Provided records:
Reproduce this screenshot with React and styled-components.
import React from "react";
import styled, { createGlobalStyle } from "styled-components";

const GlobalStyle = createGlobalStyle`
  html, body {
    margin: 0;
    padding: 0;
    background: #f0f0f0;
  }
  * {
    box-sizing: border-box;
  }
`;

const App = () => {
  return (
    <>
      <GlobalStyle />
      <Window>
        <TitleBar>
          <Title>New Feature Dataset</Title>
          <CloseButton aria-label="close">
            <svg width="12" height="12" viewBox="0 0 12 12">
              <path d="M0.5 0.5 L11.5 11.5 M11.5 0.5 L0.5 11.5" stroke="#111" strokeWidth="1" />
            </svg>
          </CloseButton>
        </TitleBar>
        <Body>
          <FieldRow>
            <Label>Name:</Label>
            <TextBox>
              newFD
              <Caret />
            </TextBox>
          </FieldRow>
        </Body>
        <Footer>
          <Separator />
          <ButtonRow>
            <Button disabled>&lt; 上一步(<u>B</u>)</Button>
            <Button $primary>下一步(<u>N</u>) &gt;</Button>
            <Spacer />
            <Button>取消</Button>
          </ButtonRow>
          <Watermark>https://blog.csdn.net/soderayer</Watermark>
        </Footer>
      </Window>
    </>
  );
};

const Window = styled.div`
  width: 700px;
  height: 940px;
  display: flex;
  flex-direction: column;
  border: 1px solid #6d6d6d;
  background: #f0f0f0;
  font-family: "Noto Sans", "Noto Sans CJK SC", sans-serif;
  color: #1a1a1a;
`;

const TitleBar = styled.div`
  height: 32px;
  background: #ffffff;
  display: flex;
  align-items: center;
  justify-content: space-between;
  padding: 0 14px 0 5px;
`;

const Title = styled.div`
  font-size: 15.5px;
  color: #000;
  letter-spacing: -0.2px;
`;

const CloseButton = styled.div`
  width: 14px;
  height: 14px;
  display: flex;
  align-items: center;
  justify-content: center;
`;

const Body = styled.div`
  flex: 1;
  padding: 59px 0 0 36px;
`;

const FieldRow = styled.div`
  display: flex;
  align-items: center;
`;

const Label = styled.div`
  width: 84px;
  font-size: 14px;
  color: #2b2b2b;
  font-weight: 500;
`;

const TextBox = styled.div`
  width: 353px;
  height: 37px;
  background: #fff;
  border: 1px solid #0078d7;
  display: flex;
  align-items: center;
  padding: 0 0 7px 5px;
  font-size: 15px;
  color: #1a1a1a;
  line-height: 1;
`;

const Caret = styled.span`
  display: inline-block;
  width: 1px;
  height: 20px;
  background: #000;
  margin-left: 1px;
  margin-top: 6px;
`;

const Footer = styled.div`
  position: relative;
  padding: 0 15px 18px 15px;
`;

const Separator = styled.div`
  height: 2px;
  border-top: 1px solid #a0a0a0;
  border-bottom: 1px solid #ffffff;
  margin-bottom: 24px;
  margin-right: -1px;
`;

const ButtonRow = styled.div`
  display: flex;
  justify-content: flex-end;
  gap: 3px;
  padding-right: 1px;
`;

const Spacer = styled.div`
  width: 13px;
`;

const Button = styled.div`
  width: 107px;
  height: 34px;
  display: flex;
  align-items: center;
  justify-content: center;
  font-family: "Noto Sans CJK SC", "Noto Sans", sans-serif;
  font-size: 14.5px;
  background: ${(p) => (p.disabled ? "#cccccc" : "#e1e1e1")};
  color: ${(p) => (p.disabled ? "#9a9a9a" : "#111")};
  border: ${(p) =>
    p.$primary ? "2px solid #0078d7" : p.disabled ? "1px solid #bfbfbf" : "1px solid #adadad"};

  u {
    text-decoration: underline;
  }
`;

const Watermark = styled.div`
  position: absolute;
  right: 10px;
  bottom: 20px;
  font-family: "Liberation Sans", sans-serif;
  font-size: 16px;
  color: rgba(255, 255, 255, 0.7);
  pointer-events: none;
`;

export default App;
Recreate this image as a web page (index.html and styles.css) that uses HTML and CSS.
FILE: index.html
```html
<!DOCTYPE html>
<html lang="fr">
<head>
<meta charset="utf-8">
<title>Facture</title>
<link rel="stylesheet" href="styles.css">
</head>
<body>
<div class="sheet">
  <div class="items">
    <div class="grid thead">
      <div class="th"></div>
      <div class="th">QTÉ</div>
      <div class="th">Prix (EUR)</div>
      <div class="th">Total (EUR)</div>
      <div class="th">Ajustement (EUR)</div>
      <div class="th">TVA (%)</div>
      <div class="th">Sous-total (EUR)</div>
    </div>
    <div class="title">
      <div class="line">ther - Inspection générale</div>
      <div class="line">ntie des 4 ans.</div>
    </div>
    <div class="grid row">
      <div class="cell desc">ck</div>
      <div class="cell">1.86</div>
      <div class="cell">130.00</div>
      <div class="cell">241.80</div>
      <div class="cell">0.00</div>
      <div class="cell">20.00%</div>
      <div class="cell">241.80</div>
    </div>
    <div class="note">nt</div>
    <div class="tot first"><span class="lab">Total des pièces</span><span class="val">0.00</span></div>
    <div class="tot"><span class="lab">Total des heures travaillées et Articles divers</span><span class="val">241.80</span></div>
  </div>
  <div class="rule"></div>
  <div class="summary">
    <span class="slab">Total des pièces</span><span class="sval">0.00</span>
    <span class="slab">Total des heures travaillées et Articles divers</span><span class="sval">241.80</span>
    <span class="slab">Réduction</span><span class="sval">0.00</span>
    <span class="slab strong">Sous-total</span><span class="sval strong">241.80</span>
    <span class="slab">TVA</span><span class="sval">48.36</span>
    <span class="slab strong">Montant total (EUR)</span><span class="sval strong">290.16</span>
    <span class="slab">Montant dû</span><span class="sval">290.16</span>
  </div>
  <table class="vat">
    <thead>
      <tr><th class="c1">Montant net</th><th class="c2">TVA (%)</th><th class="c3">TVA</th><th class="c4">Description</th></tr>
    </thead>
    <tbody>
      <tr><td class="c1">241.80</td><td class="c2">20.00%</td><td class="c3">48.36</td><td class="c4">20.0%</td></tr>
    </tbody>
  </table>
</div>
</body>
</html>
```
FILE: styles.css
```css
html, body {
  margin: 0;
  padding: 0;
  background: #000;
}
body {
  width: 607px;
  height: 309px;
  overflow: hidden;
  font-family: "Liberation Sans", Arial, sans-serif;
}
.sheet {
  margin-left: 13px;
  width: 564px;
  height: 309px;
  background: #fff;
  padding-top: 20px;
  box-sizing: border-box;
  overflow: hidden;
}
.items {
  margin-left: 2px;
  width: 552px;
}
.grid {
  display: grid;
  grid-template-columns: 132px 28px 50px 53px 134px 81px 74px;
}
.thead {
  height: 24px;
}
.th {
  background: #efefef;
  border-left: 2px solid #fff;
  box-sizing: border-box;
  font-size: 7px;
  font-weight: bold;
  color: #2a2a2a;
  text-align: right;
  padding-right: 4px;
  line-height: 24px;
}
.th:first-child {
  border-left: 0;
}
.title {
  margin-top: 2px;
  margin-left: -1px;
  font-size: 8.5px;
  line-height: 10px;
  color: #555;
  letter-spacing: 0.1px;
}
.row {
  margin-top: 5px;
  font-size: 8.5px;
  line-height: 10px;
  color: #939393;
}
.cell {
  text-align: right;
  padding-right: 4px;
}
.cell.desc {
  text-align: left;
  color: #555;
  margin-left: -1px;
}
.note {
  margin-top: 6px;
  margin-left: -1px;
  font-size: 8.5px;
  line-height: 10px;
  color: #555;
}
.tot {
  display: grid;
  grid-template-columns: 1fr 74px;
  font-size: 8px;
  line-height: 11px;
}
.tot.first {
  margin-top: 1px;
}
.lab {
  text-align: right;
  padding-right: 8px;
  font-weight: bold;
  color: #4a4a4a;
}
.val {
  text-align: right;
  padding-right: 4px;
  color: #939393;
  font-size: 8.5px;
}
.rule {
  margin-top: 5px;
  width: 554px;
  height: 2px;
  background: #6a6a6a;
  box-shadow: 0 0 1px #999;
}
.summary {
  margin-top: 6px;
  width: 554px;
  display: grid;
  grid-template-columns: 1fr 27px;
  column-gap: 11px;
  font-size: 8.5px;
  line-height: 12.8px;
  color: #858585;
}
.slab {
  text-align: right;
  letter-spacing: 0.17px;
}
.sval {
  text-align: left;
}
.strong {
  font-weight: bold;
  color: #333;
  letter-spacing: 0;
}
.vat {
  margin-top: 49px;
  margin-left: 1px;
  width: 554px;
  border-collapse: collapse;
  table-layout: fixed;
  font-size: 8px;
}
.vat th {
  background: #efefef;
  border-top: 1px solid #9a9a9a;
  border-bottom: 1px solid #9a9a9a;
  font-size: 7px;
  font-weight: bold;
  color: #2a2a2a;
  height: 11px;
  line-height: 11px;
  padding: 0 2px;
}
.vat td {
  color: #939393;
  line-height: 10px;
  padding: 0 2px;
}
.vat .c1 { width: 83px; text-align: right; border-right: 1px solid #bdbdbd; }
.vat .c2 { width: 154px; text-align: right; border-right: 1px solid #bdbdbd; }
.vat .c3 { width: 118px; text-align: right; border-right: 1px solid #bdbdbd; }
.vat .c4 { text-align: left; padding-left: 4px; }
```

Exercise aim: Copy in full each line that holds the word "styles".

Written response:
Recreate this image as a web page (index.html and styles.css) that uses HTML and CSS.
<link rel="stylesheet" href="styles.css">
FILE: styles.css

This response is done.